> [Source data]:

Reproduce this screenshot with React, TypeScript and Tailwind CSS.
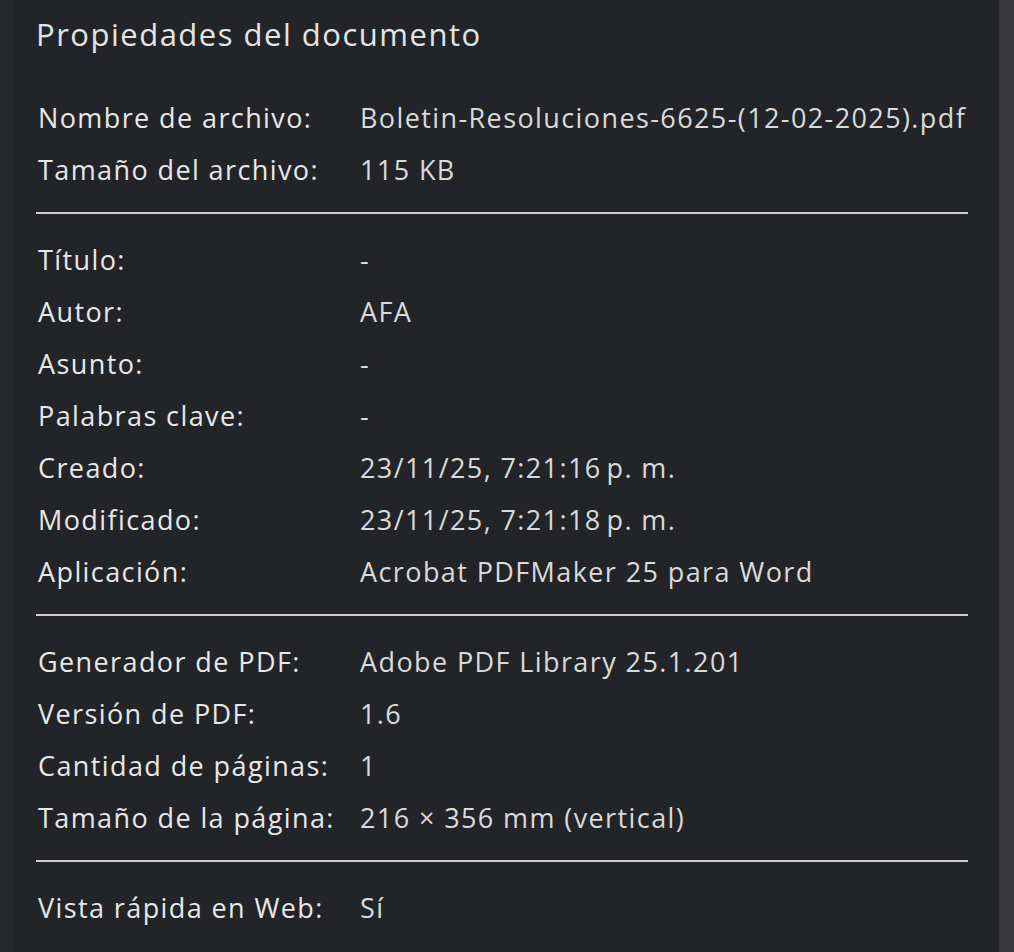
import React from "react";

type Row = { label: string; value: string };

const groups: Row[][] = [
   [
      { label: "Nombre de archivo:", value: "Boletin-Resoluciones-6625-(12-02-2025).pdf" },
      { label: "Tamaño del archivo:", value: "115 KB" },
   ],
   [
      { label: "Título:", value: "-" },
      { label: "Autor:", value: "AFA" },
      { label: "Asunto:", value: "-" },
      { label: "Palabras clave:", value: "-" },
      { label: "Creado:", value: "23/11/25, 7:21:16\u202Fp. m." },
      { label: "Modificado:", value: "23/11/25, 7:21:18\u202Fp. m." },
      { label: "Aplicación:", value: "Acrobat PDFMaker 25 para Word" },
   ],
   [
      { label: "Generador de PDF:", value: "Adobe PDF Library 25.1.201" },
      { label: "Versión de PDF:", value: "1.6" },
      { label: "Cantidad de páginas:", value: "1" },
      { label: "Tamaño de la página:", value: "216 × 356 mm (vertical)" },
   ],
   [{ label: "Vista rápida en Web:", value: "Sí" }],
];

export default function App() {
   return (
      <div
         className="flex w-[1014px] h-[952px] bg-[#232428] overflow-hidden"
         style={{ fontFamily: '"Open Sans", "Noto Sans", sans-serif' }}
      >
         <div className="w-[14px] shrink-0 bg-[#27282c]" />
         <div className="flex-1 min-w-0 flex flex-col pl-[22px] pr-[31px]">
            <h1 className="text-[31px] leading-[40px] tracking-[1.5px] text-[#e4e4e4] pt-[14px] pb-[38px]">
               Propiedades del documento
            </h1>
            {groups.map((rows, gi) => (
               <div
                  key={gi}
                  className={
                     gi < groups.length - 1
                        ? "flex flex-col border-b-2 border-[#cfcfcf] pb-[16px] mb-[20px]"
                        : "flex flex-col"
                  }
               >
                  {rows.map((r) => (
                     <div
                        key={r.label}
                        className="flex h-[52px] items-center text-[27px] tracking-[1.4px] font-medium"
                     >
                        <span className="w-[324px] shrink-0 pl-[2px] text-[#e8e8e8] whitespace-nowrap">
                           {r.label}
                        </span>
                        <span className="text-[#dadada] whitespace-nowrap">{r.value}</span>
                     </div>
                  ))}
               </div>
            ))}
         </div>
         <div className="w-[15px] shrink-0 bg-[#38383c]" />
      </div>
   );
}
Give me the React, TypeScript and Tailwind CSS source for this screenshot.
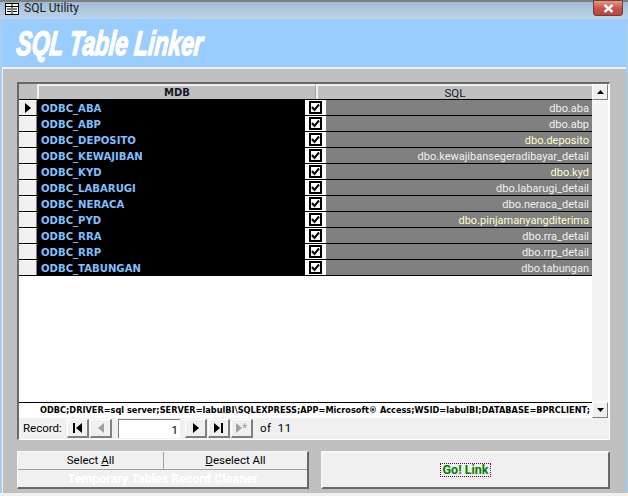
const rows: [string, string, boolean?][] = [
  ["ODBC_ABA", "dbo.aba"],
  ["ODBC_ABP", "dbo.abp"],
  ["ODBC_DEPOSITO", "dbo.deposito", true],
  ["ODBC_KEWAJIBAN", "dbo.kewajibansegeradibayar_detail"],
  ["ODBC_KYD", "dbo.kyd", true],
  ["ODBC_LABARUGI", "dbo.labarugi_detail"],
  ["ODBC_NERACA", "dbo.neraca_detail"],
  ["ODBC_PYD", "dbo.pinjamanyangditerima", true],
  ["ODBC_RRA", "dbo.rra_detail"],
  ["ODBC_RRP", "dbo.rrp_detail"],
  ["ODBC_TABUNGAN", "dbo.tabungan"],
];

const raised = "border border-t-white border-l-white border-r-[#808080] border-b-[#808080]";

function NavBtn({ children }: { children: React.ReactNode }) {
  return (
    <div className={`w-[22px] h-[19px] bg-[#f0f0f0] ${raised} border-b-2 border-r-2 flex items-center justify-center`}>
      {children}
    </div>
  );
}

function Tri({ dir, color = "#000" }: { dir: "l" | "r"; color?: string }) {
  return (
    <svg width="6" height="10" viewBox="0 0 6 10">
      <path d={dir === "r" ? "M0 0L6 5L0 10Z" : "M6 0L0 5L6 10Z"} fill={color} />
    </svg>
  );
}

function Check() {
  return (
    <div className="w-[13px] h-[13px] border-2 border-black bg-white flex items-center justify-center">
      <svg width="9" height="9" viewBox="0 0 9 9">
        <path d="M1 4L3.5 7L8 1.5" stroke="#000" strokeWidth="2" fill="none" />
      </svg>
    </div>
  );
}

export default function App() {
  return (
    <div className="w-[628px] h-[496px] overflow-hidden flex flex-col bg-[#f0f0f0] pb-[3px] font-['Roboto',sans-serif] text-[12px] text-black">
      <div className="h-[19px] shrink-0 border-t-2 border-[#7f7f7f] bg-gradient-to-b from-[#a3bcd6] to-[#bcd3ea] flex items-start pl-[5px] pt-[1px] relative">
        <svg width="14" height="12" viewBox="0 0 14 12" className="mr-[5px]">
          <rect x="0.5" y="0.5" width="13" height="11" fill="#fff" stroke="#000" />
          <path d="M1 3.5H13M7 1V11M2 6H6M8 6H12M2 8.5H6M8 8.5H12" stroke="#000" strokeWidth="1" />
        </svg>
        <span className="text-[12px] leading-[11px] text-[#1a1a1a]">SQL Utility</span>
        <div className="absolute right-[5px] top-[-2px] w-[30px] h-[16px] rounded-b-[3px] border border-[#7a3a34] bg-gradient-to-b from-[#dc9a8e] via-[#c9564a] to-[#b8433a] flex items-center justify-center">
          <svg width="11" height="9" viewBox="0 0 11 9">
            <path d="M1.5 1L9.5 8M9.5 1L1.5 8" stroke="#fff" strokeWidth="2.4" />
          </svg>
        </div>
      </div>

      <div className="flex-1 flex flex-col pl-[2px] pr-[2px] bg-[#a9cdec]">
        <div className="h-[48px] shrink-0 bg-[#99ccff] flex items-center pl-[15px]">
          <span className="text-white italic font-black font-['Liberation_Sans',sans-serif] text-[34px] leading-none [transform:scaleX(0.67)_skewX(-8deg)] origin-left [-webkit-text-stroke:1.5px_white] whitespace-nowrap">
            SQL Table Linker
          </span>
        </div>

        <div className="flex-1 bg-[#c0c0c0] border-t-2 border-t-[#f0f0f0] border-l border-l-[#f0f0f0] pl-[14px] pt-[13px]">
          <div className="w-[593px] h-[358px] border-t-2 border-l-2 border-t-[#696969] border-l-[#696969] border-r border-b border-r-white border-b-white flex flex-col bg-[#c0c0c0]">
            <div className="flex flex-1 min-h-0 bg-white">
              <div className="w-[573px] flex flex-col">
                <div className="h-[16px] shrink-0 flex bg-[#c0c0c0] border-b border-b-black">
                  <div className="w-[18px] bg-[#c0c0c0]" />
                  <div className="w-[279px] border-t-2 border-l-2 border-t-[#f0f0f0] border-l-[#f0f0f0] border-r border-r-[#a0a0a0] text-center font-bold font-['DejaVu_Sans',sans-serif] text-[10px] leading-[14px] text-[#101828]">
                    MDB
                  </div>
                  <div className="flex-1 border-t-2 border-l-2 border-t-[#f0f0f0] border-l-[#f0f0f0] text-center text-[11.5px] leading-[14px] text-[#101828]">
                    SQL
                  </div>
                </div>
                {rows.map(([mdb, sql, yellow], i) => (
                  <div key={mdb} className="h-[16px] shrink-0 flex border-b border-b-black">
                    <div className="w-[18px] bg-[#f0f0f0] border-t border-t-white border-r border-r-[#808080] flex items-center justify-center">
                      {i === 0 && <Tri dir="r" />}
                    </div>
                    <div className="w-[268px] bg-black text-[#80bfff] font-bold font-['DejaVu_Sans',sans-serif] text-[10.1px] leading-[15px] pt-[1px] pl-[4px]">
                      {mdb}
                    </div>
                    <div className="w-[21px] bg-white flex items-center justify-center">
                      <Check />
                    </div>
                    <div className={`flex-1 bg-[#808080] text-right pr-[3px] text-[11px] leading-[15px] pt-[1px] ${yellow ? "text-[#ffffcc]" : "text-[#f0f0f0]"}`}>
                      {sql}
                    </div>
                  </div>
                ))}
              </div>
              <div className="w-[16px] flex flex-col bg-[#f0f0f0]">
                <div className={`h-[16px] bg-[#f0f0f0] ${raised} flex items-center justify-center`}>
                  <svg width="7" height="4" viewBox="0 0 7 4"><path d="M3.5 0L7 4H0Z" fill="#000" /></svg>
                </div>
                <div className="flex-1 bg-[#f4f4f4]" />
              </div>
            </div>
            <div className="h-[16px] shrink-0 flex bg-white">
              <div className="w-[573px] border-t border-t-black bg-white pl-[19px] text-center font-bold font-['DejaVu_Sans',sans-serif] text-[8.2px] leading-[15px] whitespace-nowrap overflow-hidden">
                ODBC;DRIVER=sql server;SERVER=labulBI\SQLEXPRESS;APP=Microsoft® Access;WSID=labulBI;DATABASE=BPRCLIENT;
              </div>
              <div className={`w-[16px] bg-[#f0f0f0] ${raised} flex items-center justify-center`}>
                <svg width="7" height="4" viewBox="0 0 7 4"><path d="M0 0H7L3.5 4Z" fill="#000" /></svg>
              </div>
            </div>
            <div className="h-[21px] shrink-0 bg-[#f0f0f0] flex items-center pl-[4px] text-[11.5px]">
              <span className="w-[44px]">Record:</span>
              <div className="flex gap-[1px]">
                <NavBtn><div className="w-[2px] h-[10px] bg-black mr-[1px]" /><Tri dir="l" /></NavBtn>
                <NavBtn><Tri dir="l" color="#a0a0a0" /></NavBtn>
              </div>
              <div className="w-[62px] h-[19px] ml-[6px] bg-white border-t border-l border-t-[#808080] border-l-[#808080] text-right pr-[2px] leading-[20px]">1</div>
              <div className="flex gap-[1px] ml-[5px]">
                <NavBtn><Tri dir="r" /></NavBtn>
                <NavBtn><Tri dir="r" /><div className="w-[2px] h-[10px] bg-black ml-[1px]" /></NavBtn>
                <NavBtn><Tri dir="r" color="#a0a0a0" /><span className="text-[#a0a0a0] text-[12px] leading-none">*</span></NavBtn>
              </div>
              <span className="ml-[7px] tracking-[0.4px]">of&nbsp; 11</span>
            </div>
          </div>

          <div className="flex mt-[11px] gap-[12px]">
            <div className="w-[292px] h-[38px] flex flex-col border-r-2 border-b-2 border-[#696969] border-t border-l border-t-[#f8f8f8] border-l-[#f8f8f8]">
              <div className="flex h-[19px] border-b border-b-[#a0a0a0] text-[11.5px]">
                <div className="w-[146px] bg-[#f0f0f0] border-r border-r-[#a0a0a0] text-center leading-[17px]">Select <u>A</u>ll</div>
                <div className="flex-1 bg-[#f0f0f0] text-center leading-[17px]"><u>D</u>eselect All</div>
              </div>
              <div className="flex-1 bg-[#f0f0f0] text-center text-white font-bold text-[12.5px] leading-[17px]">
                Temporary Tables Record Cleaner
              </div>
            </div>
            <div className="w-[289px] h-[38px] bg-[#f0f0f0] border-2 border-t-[#f8f8f8] border-l-[#f8f8f8] border-r-[#696969] border-b-[#696969] flex items-center justify-center">
              <span className="border border-dotted border-[#600060] px-[2px] font-bold text-[12.5px] leading-[12px] text-[#008000]">Go! Link</span>
            </div>
          </div>
        </div>
      </div>
    </div>
  );
}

> [Instructions for the task]: Indicate how many lines of the material include the word "TypeScript"; the number alone is required.

> [Solution to the exercise]: 2